Another memorable relationship developed with Benedict Cumberbatch. Chris photographed the actor early in his career and then again years later after global fame had transformed his life. During the second shoot, Chris reminded him of their first meeting.
“I said, last time we were together, it was just me and you, and you offered me lunch.” To his surprise, Cumberbatch remembered. “He goes ‘Yeah, I remember it. I remember the whole thing’.”
The contrast was striking. Their original session had been an intimate encounter over lunch in a Soho hotel. This time, they were surrounded by an entourage.
“I said to him, last time there wasn’t all these people in this room with us. He nodded and said ‘Yep’.”
One of Chris’s most surreal assignments involved Snoop Dogg in Amsterdam.
“He had a whole floor of a hotel,” Chris remembers. “You had to have the key to get up to the level in the hotel.”
When the lift doors opened, the atmosphere was unforgettable. “It was literally like a fog.” You can imagine why.
After photographing the rapper, Chris joined a motorcade that whisked the entourage directly to a concert venue. “It was a really good day,” he says simply.
Despite embracing digital technology, Chris still believes his education in film photography shaped the photographer he became.
“I learned on film, and I learned that if I took a picture it had to be right,” he says.

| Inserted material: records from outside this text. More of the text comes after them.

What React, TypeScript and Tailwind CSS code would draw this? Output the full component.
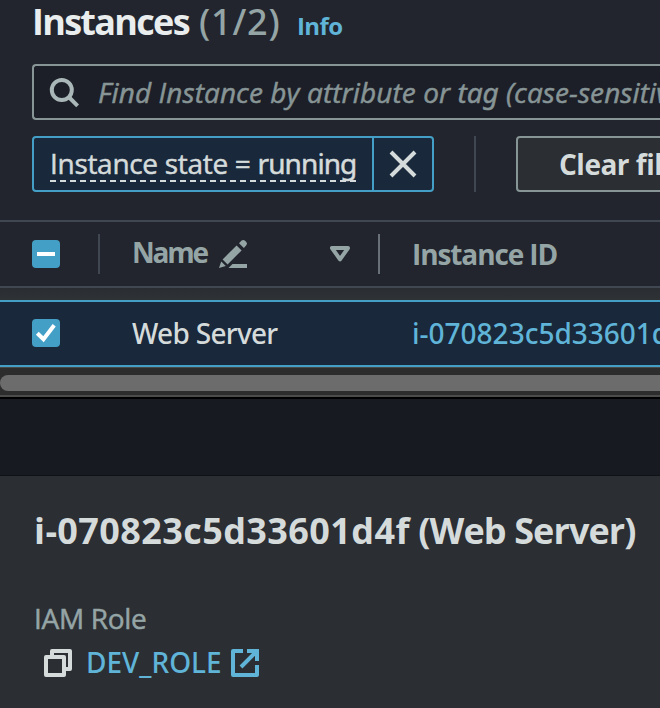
import React from "react";

const openSans = "font-['Open_Sans','Noto_Sans',sans-serif]";
const notoSans = "font-['Noto_Sans','Open_Sans',sans-serif]";
// Open Sans has no medium cut, so a thin stroke gives the text its weight.
const sturdy = "[-webkit-text-stroke:0.5px_currentColor]";

function SearchIcon() {
  return (
    <svg width="32" height="32" viewBox="0 0 32 32" fill="none" stroke="#aab7b8" strokeWidth="4" className="shrink-0">
      <circle cx="13.8" cy="14" r="10" />
      <path d="M20.8 21l8.8 8.8" />
    </svg>
  );
}

function CloseIcon() {
  return (
    <svg width="32" height="32" viewBox="0 0 32 32" fill="none" stroke="#d5dbdb" strokeWidth="4">
      <path d="M4 4l24 24M28 4L4 28" />
    </svg>
  );
}

function PencilIcon() {
  return (
    <svg width="30" height="30" viewBox="0 0 30 30" fill="#95a5a6" className="shrink-0">
      <path d="M1 29l2.200-6.600 4.600 4.600z" />
      <path d="M4.600 20.400L18.600 6.400l5 5L9.600 25.400z" />
      <path d="M21 4.200l2.600-2.600Q25.200.2 26.800 1.600l1.500 1.500q1.500 1.600 0 3.200L25.900 8.900z" />
      <path d="M14.500 25H29v4H10.500z" />
    </svg>
  );
}

function SortIcon() {
  return (
    <svg width="20" height="16" viewBox="0 0 20 16" fill="none" stroke="#95a5a6" strokeWidth="4" strokeLinejoin="round" className="shrink-0">
      <path d="M2 2h16L10 13.400z" />
    </svg>
  );
}

function CopyIcon() {
  return (
    <svg width="28" height="28" viewBox="0 0 28 28" fill="none" stroke="#d5dbdb" strokeWidth="4" strokeLinejoin="round" className="shrink-0">
      <path d="M2 8h18v18H2z" />
      <path d="M8 6V2h18v18h-4" />
    </svg>
  );
}

function ExternalIcon() {
  return (
    <svg width="28" height="28" viewBox="0 0 28 28" fill="none" stroke="#5fb4d8" strokeWidth="4" className="shrink-0">
      <path d="M12 2H2v24h24V16" strokeLinejoin="round" />
      <path d="M16 2h10v10M25 3L10 18" />
    </svg>
  );
}

function Checkbox({ mixed = false }: { mixed?: boolean }) {
  return (
    <span className="flex size-7 shrink-0 items-center justify-center rounded-[4px] bg-[#449fc7]">
      <svg width="28" height="28" viewBox="0 0 28 28" fill="none" stroke="#fff" strokeWidth="4">
        {mixed ? <path d="M5 14h18" /> : <path d="M5.3 14.2l6.2 6L22.2 6.2" />}
      </svg>
    </span>
  );
}

export default function App() {
  return (
    <main className={`h-[708px] w-[660px] overflow-hidden bg-[#171a21] whitespace-nowrap text-[28px] leading-9 text-[#d5dbdb] ${openSans}`}>
      <section className="h-[397px] border-b-2 border-[#4c4c4c] bg-[#22252d]">
        <header className="flex h-16 items-baseline pt-[4px] pl-8">
          <h1 className="w-[167px] text-[36px] font-bold tracking-[-1.7px] text-[#eaeded]">Instances</h1>
          <span className={`w-[98px] text-[36px] font-medium tracking-[0.8px] text-[#95a5a6] ${notoSans}`}>(1/2)</span>
          <a className="text-[24px] font-bold tracking-[-0.6px] text-[#5fb4d8]">Info</a>
        </header>

        <div className="ml-8 flex h-14 items-center overflow-hidden rounded-l-[4px] border-2 border-r-0 border-[#879596] bg-[#1c1f27] pl-3.5">
          <SearchIcon />
          <span className={`ml-[18px] tracking-[0.1px] text-[#879596] italic ${sturdy}`}>
            Find Instance by attribute or <span className={`tracking-[-0.1px] ${notoSans}`}>tag</span> (case-sensitive)
          </span>
        </div>

        <div className="mt-4 ml-8 flex h-14">
          <div className="flex w-[402px] shrink-0 rounded-[4px] border-2 border-[#449fc7] bg-[#19283a]">
            <div className="w-[340px] border-r-2 border-[#449fc7] pt-[7px] pl-4">
              <span className={`block h-[37px] w-[306px] border-b-2 border-dashed border-[#d5dbdb] tracking-[-0.3px] ${sturdy}`}>
                Instance state = <span className={`tracking-[-0.9px] ${notoSans}`}>running</span>
              </span>
            </div>
            <div className="flex flex-1 items-center justify-center">
              <CloseIcon />
            </div>
          </div>
          <div className="ml-10 w-0.5 shrink-0 bg-[#414750]" />
          <button className="ml-10 flex w-[200px] shrink-0 items-center rounded-[4px] border-2 border-[#879596] bg-[#2b2e33] pl-[41px] font-bold tracking-[-0.5px]">
            Clear filters
          </button>
        </div>

        <div className="mt-7 flex h-[68px] items-center border-y-2 border-[#414750] pl-8 font-bold text-[#95a5a6]">
          <Checkbox mixed />
          <div className="ml-[38px] h-10 w-0.5 bg-[#414750]" />
          <span className="mb-[5px] ml-8 w-[86px] tracking-[-2.2px]">Name</span>
          <PencilIcon />
          <span className="ml-[82px]"><SortIcon /></span>
          <div className="ml-7 h-10 w-0.5 bg-[#687078]" />
          <span className="ml-8 tracking-[-1.1px]">Instance ID</span>
        </div>

        <div className="h-3 bg-gradient-to-b from-[#292c31] to-[#2f3235]" />
        <div className={`flex h-[67px] items-center border-y-2 border-[#449fc7] bg-[#19283a] pb-px pl-8 font-medium ${notoSans}`}>
          <Checkbox />
          <span className="ml-[72px] w-[280px] shrink-0 tracking-[-0.7px]">Web Server</span>
          <a className="text-[#5fb4d8]">i-070823c5d33601d4f</a>
        </div>
        <div className="h-7 border-t border-[#494949] bg-[#2d2d2d] pt-[7px]">
          <div className="h-4 rounded-l-full bg-[#6c6c6c]" />
        </div>
      </section>

      <div className="h-[79px] border-t-2 border-b border-t-black border-b-[#111216]" />

      <section className="h-[232px] bg-[#2b2e33] pt-[37px] pl-[34px]">
        <h2 className="text-[36px] font-bold tracking-[-0.9px]">
          <span className="tracking-[0.4px]">i-070823c5d33601d4f</span> (Web Server)
        </h2>
        <div className={`mt-[51px] tracking-[-0.3px] text-[#95a5a6] ${sturdy}`}>IAM Role</div>
        <div className="mt-[9px] flex h-9 items-center pl-2.5">
          <CopyIcon />
          <a className={`mb-0.5 ml-3.5 w-[145px] font-medium text-[#5fb4d8] ${notoSans}`}>DEV_ROLE</a>
          <ExternalIcon />
        </div>
      </section>
    </main>
  );
}
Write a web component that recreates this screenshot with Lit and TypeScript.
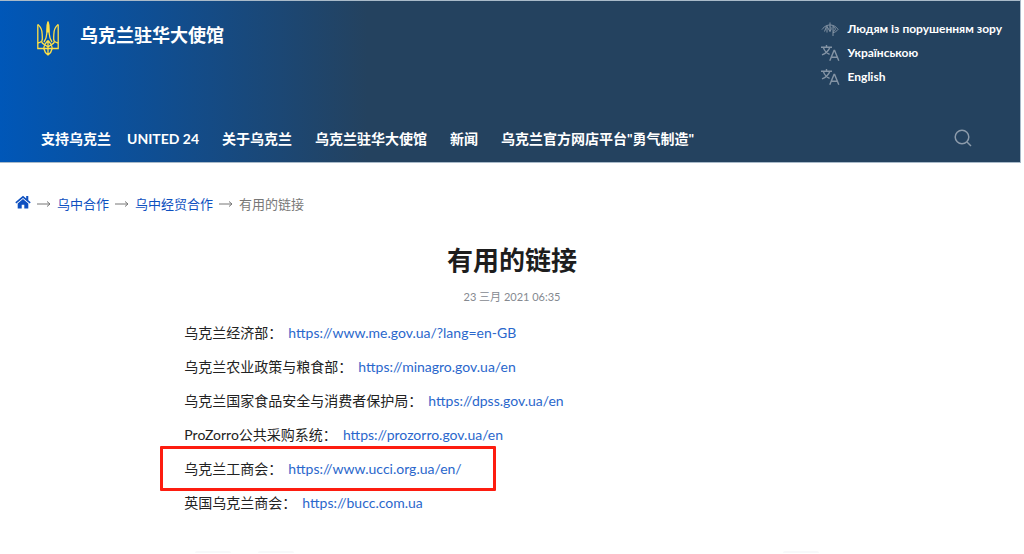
import { LitElement, html, css } from "lit";
import { customElement } from "lit/decorators.js";

const translateIcon = html`
  <svg class="icon" viewBox="0 0 20 18" aria-hidden="true">
    <path d="M1 3.2h11M6.5 1v2M9.8 3.4C8.6 6.800 5.800 9.300 2 10.800M3.400 3.600C4.400 6.700 6.800 9.200 9.600 10.400" />
    <path d="M9.800 16.800l4.200-10.400h.6l4.200 10.400M11.300 13.300h6" />
  </svg>`;

const visionIcon = html`
  <svg class="icon thin" viewBox="0 0 20 18" aria-hidden="true">
    <path d="M2 9.500C4.500 6 7.500 5 10 5s6 1 8 4.500c-1.500 1.800-3 2.800-5 3.200" />
    <path d="M4.500 11.500l2-5M7 6v6.500M10 2.500v9M7 6.500l3 5M10 6.500c1.500 1 1.500 3 0 5M13 6v10M13 6.800c3 0 3 4.400 0 4.400" />
  </svg>`;

const trident = html`
  <svg class="trident" viewBox="0 0 24 38" aria-hidden="true">
    <path d="M1.800 4.500v24h20.400v-24" />
    <path d="M1.800 4.500c3.400 2.500 4.400 6 4.400 10 0 2.800.6 5-.4 6.500-.8 1.200-2.400 1.800-4 2M22.200 4.500c-3.400 2.500-4.400 6-4.400 10 0 2.800-.6 5 .4 6.500.8 1.200 2.400 1.800 4 2" />
    <path d="M12 1.500c-1.600 4-1 8-1.200 12-.2 3.500-1 6-2.800 8.500M12 1.500c1.600 4 1 8 1.200 12 .2 3.500 1 6 2.800 8.500M12 1.500v11" />
    <path d="M5.500 21.500c.5 2.500 3.500 3 6.500 5.500 3-2.500 6-3 6.500-5.500M12 20.500v15M12 20.500c-2.400 2.500-4.200 4.500-4.200 8 .6 3 2.200 5 4.200 6.500 2-1.500 3.600-3.500 4.200-6.500 0-3.500-1.800-5.500-4.200-8" />
  </svg>`;

const arrow = html`
  <svg class="arrow" viewBox="0 0 14 8" aria-hidden="true">
    <path d="M0 4h13M10 1.500L13 4l-3 2.500" />
  </svg>`;

const services = [
  { icon: visionIcon, label: "Людям із порушенням зору", lang: "uk" },
  { icon: translateIcon, label: "Українською", lang: "uk" },
  { icon: translateIcon, label: "English", lang: "en" },
];

const menu = ["支持乌克兰", "UNITED 24", "关于乌克兰", "乌克兰驻华大使馆", "新闻", '乌克兰官方网店平台"勇气制造"'];

const links = [
  { name: "乌克兰经济部：", url: "https://www.me.gov.ua/?lang=en-GB" },
  { name: "乌克兰农业政策与粮食部：", url: "https://minagro.gov.ua/en" },
  { name: "乌克兰国家食品安全与消费者保护局：", url: "https://dpss.gov.ua/en" },
  { name: "ProZorro公共采购系统：", url: "https://prozorro.gov.ua/en" },
  { name: "乌克兰工商会：", url: "https://www.ucci.org.ua/en/", marked: true },
  { name: "英国乌克兰商会：", url: "https://bucc.com.ua" },
];

@customElement("app-root")
export class AppRoot extends LitElement {
  static styles = css`
    :host {
      display: block;
      background: #fff;
      color: #222;
      font: 14px/20px Lato, "Noto Sans CJK SC", sans-serif;
    }
    a { color: inherit; text-decoration: none; }
    svg { display: block; fill: none; stroke: currentColor; flex: none; }
    ul, ol { list-style: none; margin: 0; padding: 0; }
    .header {
      margin-right: 3px;
      border: solid #a9bac9;
      border-width: 1px 1px 1px 0;
      background: linear-gradient(90deg, #0057b8 0, #24425f 36%);
      color: #fff;
      font-weight: 700;
    }
    .top {
      display: flex;
      justify-content: space-between;
      padding: 16px 18px 0 36px;
    }
    .brand {
      display: flex;
      align-items: flex-start;
      gap: 20px;
      font-size: 18px;
      line-height: 36px;
    }
    .trident { width: 24px; height: 38px; margin-top: 3px; color: #ffe047; stroke-width: 1.3; }
    .services { display: flex; flex-direction: column; }
    .service {
      display: flex;
      align-items: center;
      gap: 8px;
      font-size: 12px;
      line-height: 24px;
    }
    .icon { width: 20px; height: 18px; color: #8494a5; stroke-width: 1.4; }
    .thin { stroke-width: 1; }
    .bar {
      display: flex;
      align-items: flex-start;
      justify-content: space-between;
      padding: 40px 48px 13px 41px;
    }
    .menu { display: flex; gap: 23px; }
    .menu li:first-child { margin-right: -7px; }
    .search {
      padding: 0;
      border: 0;
      background: none;
      color: #8c9bab;
    }
    .search svg { width: 18px; height: 18px; stroke-width: 1.5; }
    .crumbs {
      display: flex;
      align-items: center;
      gap: 6px;
      padding: 31px 15px 0;
      font-size: 13px;
      color: #777;
    }
    .crumbs li { display: flex; align-items: center; gap: 6px; }
    .crumbs a { color: #0e50c0; }
    .home { width: 16px; height: 14px; margin-bottom: 4px; fill: currentColor; stroke: none; }
    .arrow { width: 14px; height: 8px; color: #777; }
    .article {
      display: flex;
      flex-direction: column;
      align-items: center;
    }
    .title {
      margin: 26px 0 0;
      font-size: 26px;
      line-height: 40px;
      font-weight: 700;
      color: #1d1d1d;
    }
    .date { margin-top: 7px; font-size: 11px; color: #858990; }
    .links {
      box-sizing: border-box;
      width: 100%;
      padding: 9px 18%;
    }
    .row {
      position: relative;
      display: flex;
      gap: 6px;
      line-height: 34px;
    }
    .row a { color: #2a67cc; }
    .marked::after {
      content: "";
      position: absolute;
      left: -24px;
      top: -6px;
      width: 330px;
      height: 39px;
      border: 3px solid #fd1d10;
      border-radius: 1px;
      pointer-events: none;
    }
    .share {
      display: flex;
      gap: 27px;
      padding: 22px 20% 0 19%;
    }
    .tab { width: 36px; height: 2px; border-radius: 2px 2px 0 0; background: #f8f8fa; }
    .tab:last-child { margin-left: auto; }
  `;

  render() {
    return html`
      <header class="header">
        <div class="top">
          <a class="brand" href="#">${trident}<span>乌克兰驻华大使馆</span></a>
          <ul class="services">
            ${services.map((s) => html`<li><a class="service" href="#" lang=${s.lang}>${s.icon}<span>${s.label}</span></a></li>`)}
          </ul>
        </div>
        <div class="bar">
          <nav>
            <ul class="menu">${menu.map((m) => html`<li><a href="#">${m}</a></li>`)}</ul>
          </nav>
          <button class="search" type="button" aria-label="搜索">
            <svg viewBox="0 0 18 18" aria-hidden="true"><circle cx="8" cy="8" r="6.800" /><path d="M13 13l4 4" /></svg>
          </button>
        </div>
      </header>
      <nav>
        <ol class="crumbs">
          <li>
            <a href="#" aria-label="首页">
              <svg class="home" viewBox="0 0 16 14"><path d="M8 .8L.3 7.300l1 1.100L8 2.900l6.700 5.500 1-1.100-2.400-2V1h-2.100v2.500zM8 4.100L2.700 8.500V13.500h4V9.700h2.600v3.800h4v-5z" /></svg>
            </a>
          </li>
          <li>${arrow}<a href="#">乌中合作</a></li>
          <li>${arrow}<a href="#">乌中经贸合作</a></li>
          <li>${arrow}<span>有用的链接</span></li>
        </ol>
      </nav>
      <main class="article">
        <h1 class="title">有用的链接</h1>
        <time class="date" datetime="2021-03-23T06:35">23 三月 2021 06:35</time>
        <ul class="links">
          ${links.map((l) => html`<li class="row ${l.marked ? "marked" : ""}"><span>${l.name}</span><a href=${l.url}>${l.url}</a></li>`)}
        </ul>
      </main>
      <div class="share"><div class="tab"></div><div class="tab"></div><div class="tab"></div></div>
    `;
  }
}
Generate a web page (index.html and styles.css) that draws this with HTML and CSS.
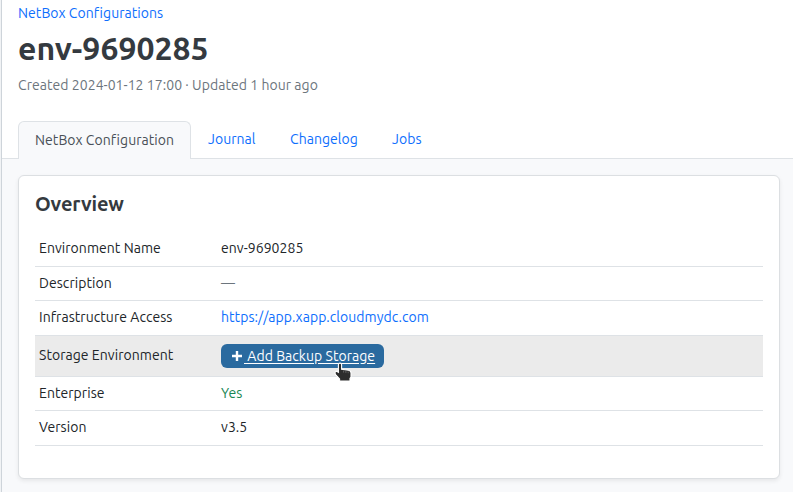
FILE: index.html
```
<!DOCTYPE html>
<html lang="en">
<head>
<meta charset="utf-8">
<title>env-9690285 | NetBox</title>
<link rel="stylesheet" href="styles.css">
</head>
<body>
<main class="page">
  <header class="header">
    <nav class="breadcrumb"><a href="#">NetBox Configurations</a></nav>
    <h1 class="title">env-9690285</h1>
    <p class="meta">Created 2024-01-12 17:00 · Updated 1 hour ago</p>
  </header>
  <nav class="tabs">
    <a class="tab tab-active" href="#">NetBox Configuration</a>
    <a class="tab tab-journal" href="#">Journal</a>
    <a class="tab tab-changelog" href="#">Changelog</a>
    <a class="tab tab-jobs" href="#">Jobs</a>
  </nav>
  <section class="content">
    <div class="card">
      <h2 class="card-title">Overview</h2>
      <dl class="rows">
        <div class="row row-first"><dt>Environment Name</dt><dd>env-9690285</dd></div>
        <div class="row row-short"><dt>Description</dt><dd class="muted">—</dd></div>
        <div class="row row-tall"><dt>Infrastructure Access</dt><dd><a href="#">https://app.xapp.cloudmydc.com</a></dd></div>
        <div class="row row-hover"><dt>Storage Environment</dt><dd><a class="button" href="#"><svg class="plus" viewBox="0 0 10 10"><path d="M5 0v10M0 5h10"/></svg><span class="button-label">&nbsp;Add Backup Storage</span>
          <svg class="pointer" viewBox="0 0 18 20"><path d="M4.4 2.6C4.4.6 7.6.6 7.6 2.6v4.6l7 1c1.7.3 2.4 1.2 2.4 2.7v4.2l-1 1.4v2.6H5.6v-2.1L1.6 12.6C.4 10.7 1.2 9 3 9.4l1.4.8z"/><path class="knuckles" d="M9.6 8.6v2M11.9 9v2M14.2 9.5v1.7"/></svg></a></dd></div>
        <div class="row row-short"><dt>Enterprise</dt><dd class="yes">Yes</dd></div>
        <div class="row row-tall"><dt>Version</dt><dd>v3.5</dd></div>
      </dl>
    </div>
  </section>
</main>
</body>
</html>
```
FILE: styles.css
```
* { box-sizing: border-box; }
body {
  margin: 0;
  height: 492px;
  overflow: hidden;
  background: #f1f3f5;
  color: #212529;
  font-family: Ubuntu, "Noto Sans", sans-serif;
  font-size: 14px;
  line-height: 21px;
  letter-spacing: .05px;
}
a { color: #0d6efd; text-decoration: none; }
h1, h2, p, dl, dd { margin: 0; }
.page {
  margin-left: 1px;
  height: 492px;
  display: flex;
  flex-direction: column;
  border-left: 1px solid #ced4da;
  background: #fff;
}
.header { height: 121px; padding: 3px 16px 0; }
.title {
  margin-top: 5px;
  color: #343a40;
  font-size: 32px;
  font-weight: 600;
  line-height: 38px;
  letter-spacing: 0;
}
.meta { margin-top: 8px; color: #6c757d; }
.tabs {
  display: flex;
  height: 38px;
  padding-left: 16px;
  border-bottom: 1px solid #dee2e6;
}
.tab { padding: 8px 17px 0; white-space: nowrap; }
.tab-active {
  width: 173px;
  height: 38px;
  padding: 8px 16px 0;
  border: 1px solid #dee2e6;
  border-bottom: 0;
  border-radius: 6px 6px 0 0;
  background: #f8f9fb;
  color: #495057;
}
.tab-journal { width: 82px; }
.tab-changelog { width: 102px; }
.content { flex: 1; padding: 16px 13px 13px 16px; background: #f8f9fb; }
.card {
  height: 304px;
  padding: 16px;
  border: 1px solid #dcdfe2;
  border-radius: 6px;
  background: #fff;
  box-shadow: 0 2px 4px rgba(0, 0, 0, .075);
}
.card-title {
  height: 38px;
  padding-top: 1px;
  color: #343a40;
  font-size: 20px;
  font-weight: 600;
  line-height: 22px;
  letter-spacing: -.15px;
}
.row {
  display: flex;
  align-items: center;
  padding: 0 4px;
  border-bottom: 1px solid #dee2e6;
  white-space: nowrap;
}
.row-first { height: 37px; }
.row-short { height: 34px; }
.row-tall { height: 35px; padding-bottom: 2px; }
.row-hover { height: 41px; background: #ebebeb; }
.row dt { width: 182px; }
.row-hover dt { padding-bottom: 1px; }
.muted { color: #6c757d; }
.yes { color: #198754; }
.button {
  position: relative;
  display: flex;
  align-items: center;
  width: 163px;
  height: 24px;
  padding-left: 11px;
  border-radius: 6px;
  background: #2a6a9f;
  color: #fff;
}
.plus { width: 10px; height: 10px; margin-right: 2px; fill: none; stroke: #fff; stroke-width: 2.4; }
.button-label { text-decoration: underline; text-underline-offset: 2px; }
.pointer {
  position: absolute;
  left: 113px;
  top: 18px;
  width: 18px;
  height: 20px;
  fill: #2d2d2d;
  stroke: #fff;
  stroke-width: 1.1;
}
.pointer .knuckles { stroke: #777; stroke-width: .7; }
```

The discipline of film demanded certainty and precision long before Photoshop offered endless opportunities for correction.
Today, Chris lives in Margate with his partner Carrie, having moved from London in late 2024, attracted by the town’s flourishing creative culture.
“Everyone seems to have their fingers in pies of some kind of creative process,” he says. “Be it printing or photography or singing.”
What he values most is the sense of collaboration. “It’s a real community, isn’t it? Everyone starts to know each other.”
For a photographer whose career has been built on connecting with people, it feels like a natural fit.